Spotify Releases Study on Music Listening Habits at Work

Perhaps in anticipation of the hard slog through the beginning of the post-Coachella workweek, Spotify has released a study on people's music listening habits at their 9-to-5s. (A rough comedown is only to be expected after spending the weekend in an air-conditioned oasis in the middle of one of the summer's hottest music festivals -- literally and figuratively.)

On April 10, Spotify posted on their website that they had partnered with research consultant Dr. Anneli Haake to study how people at work listen to music.

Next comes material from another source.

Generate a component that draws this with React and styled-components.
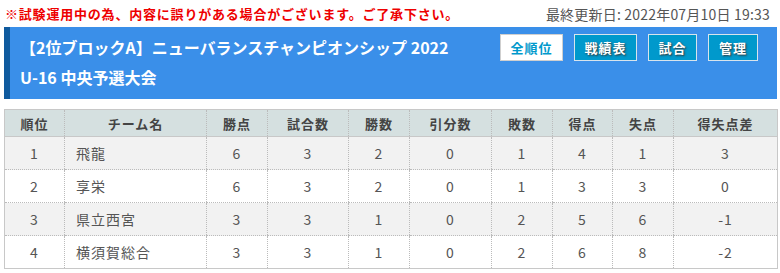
import React from "react";
import styled, { createGlobalStyle } from "styled-components";

const Global = createGlobalStyle`
  html, body { margin: 0; padding: 0; background: #fff; }
  body { font-family: "Noto Sans CJK JP", "Noto Sans", sans-serif; }
`;

const Page = styled.div`
  padding: 0 3px 0 4px;
  width: 780px;
  box-sizing: border-box;
`;

const TopBar = styled.div`
  display: flex;
  justify-content: space-between;
  align-items: center;
  height: 27px;
  padding: 0 7px 0 1px;
`;

const Notice = styled.div`
  color: #ee0000;
  font-weight: bold;
  font-size: 13px;
  letter-spacing: 0.8px;
  line-height: 1;
`;

const Updated = styled.div`
  color: #555;
  font-size: 14px;
  letter-spacing: 0.2px;
  line-height: 1;
`;

const Band = styled.div`
  display: flex;
  justify-content: space-between;
  align-items: flex-start;
  background: #3a8fe9;
  border-left: 6px solid #0f5a9e;
  padding: 5px 19px 7px 10px;
  height: 72px;
  box-sizing: border-box;
`;

const Title = styled.h1`
  margin: 0;
  color: #fff;
  font-size: 16px;
  font-weight: bold;
  line-height: 30px;
`;

const Buttons = styled.div`
  display: flex;
  gap: 11px;
  margin-top: 2px;
`;

const Btn = styled.button`
  font-family: inherit;
  height: 27px;
  padding: 0;
  width: ${(p) => p.$w}px;
  font-size: 13px;
  font-weight: bold;
  border: 1px solid ${(p) => (p.$active ? "#cfcfcf" : "#d8e4ec")};
  background: ${(p) => (p.$active ? "#fff" : "#0099cc")};
  color: ${(p) => (p.$active ? "#0099cc" : "#fff")};
  text-shadow: ${(p) => (p.$active ? "none" : "1px 1px 2px #333")};
  letter-spacing: 1px;
  cursor: pointer;
`;

const Table = styled.table`
  margin-top: 10px;
  width: 100%;
  border-collapse: collapse;
  table-layout: fixed;
  border: 1px solid #c8c8c8;
`;

const Th = styled.th`
  background: #d5e0e0;
  color: #444;
  font-size: 13px;
  font-weight: bold;
  height: 26px;
  padding: 0;
  text-align: center;
  border-left: 1px dotted #bbb;
  border-bottom: 1px solid #c8c8c8;
  letter-spacing: 1px;
  &:first-child { border-left: none; }
`;

const Tr = styled.tr`
  background: ${(p) => (p.$odd ? "#f2f2f2" : "#fff")};
`;

const Td = styled.td`
  height: 32px;
  padding: 0;
  color: #555;
  font-size: 14px;
  text-align: ${(p) => (p.$left ? "left" : "center")};
  padding-left: ${(p) => (p.$left ? "11px" : "0")};
  border-left: 1px dotted #bbb;
  border-bottom: 1px dotted #bbb;
  letter-spacing: 1px;
  &:first-child { border-left: none; }
`;

const widths = [60, 142, 61, 81, 61, 82, 61, 60, 61, 104];
const heads = ["順位", "チーム名", "勝点", "試合数", "勝数", "引分数", "敗数", "得点", "失点", "得失点差"];
const rows = [
  ["1", "飛龍", 6, 3, 2, 0, 1, 4, 1, 3],
  ["2", "享栄", 6, 3, 2, 0, 1, 3, 3, 0],
  ["3", "県立西宮", 3, 3, 1, 0, 2, 5, 6, -1],
  ["4", "横須賀総合", 3, 3, 1, 0, 2, 6, 8, -2],
];

export default function App() {
  return (
    <Page>
      <Global />
      <TopBar>
        <Notice>※試験運用中の為、内容に誤りがある場合がございます。ご了承下さい。</Notice>
        <Updated>最終更新日: 2022年07月10日 19:33</Updated>
      </TopBar>
      <Band>
        <Title>
          【2位ブロックA】ニューバランスチャンピオンシップ 2022
          <br />
          U-16 中央予選大会
        </Title>
        <Buttons>
          <Btn $active $w={63}>全順位</Btn>
          <Btn $w={63}>戦績表</Btn>
          <Btn $w={49}>試合</Btn>
          <Btn $w={50}>管理</Btn>
        </Buttons>
      </Band>
      <Table>
        <colgroup>
          {widths.map((w, i) => (
            <col key={i} style={{ width: w }} />
          ))}
        </colgroup>
        <thead>
          <tr>
            {heads.map((h) => (
              <Th key={h}>{h}</Th>
            ))}
          </tr>
        </thead>
        <tbody>
          {rows.map((r, i) => (
            <Tr key={i} $odd={i % 2 === 0}>
              {r.map((c, j) => (
                <Td key={j} $left={j === 1}>{c}</Td>
              ))}
            </Tr>
          ))}
        </tbody>
      </Table>
    </Page>
  );
}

The music streaming service published some of the results on their blog, but provided more detailed numbers to Billboard. 

Overall, they found that about two-thirds (61%) of the people they surveyed listened to something at their desks, and that it made them happier and more productive. Of those surveyed, 36% said music helped them through the day, specifically the hours of 9 to 11am, 11am to 1pm, and 2-4pm, when an average of 15% said they were most likely to listen to music.  20% said music alleviated job boredom, and 16% used music as a way to drown out "annoying" co-workers (whose music tastes, 10% admitted, they judged; however, 9% also worried their own music tastes were being judged -- so who's judging whom?). 

The results also showed 34% of these motivated yet somewhat bored, slightly judgmental listeners gravitated to pop and chart-toppers, closely followed by 29% who preferred rock and 22% who play indie. The artists most-listened to? Adele (16%), Arctic Monkeys (14%), Rihanna and Mumford & Sons (13%), and Beyonce, Bruno Mars, and Katy Perry (12%). Spotify made a playlist based on results, which you can find below. 

In other Spotify-related news, the streaming service recently announced plans to bundle with Sprint, the No. 3 mobile carrier in the U.S., for an on-demand streaming service package similar to AT&T's deal with Beats Music; such a deal would also one more important step in Spotify's run-up to a much-expected IPO, which many believe will happen later this year.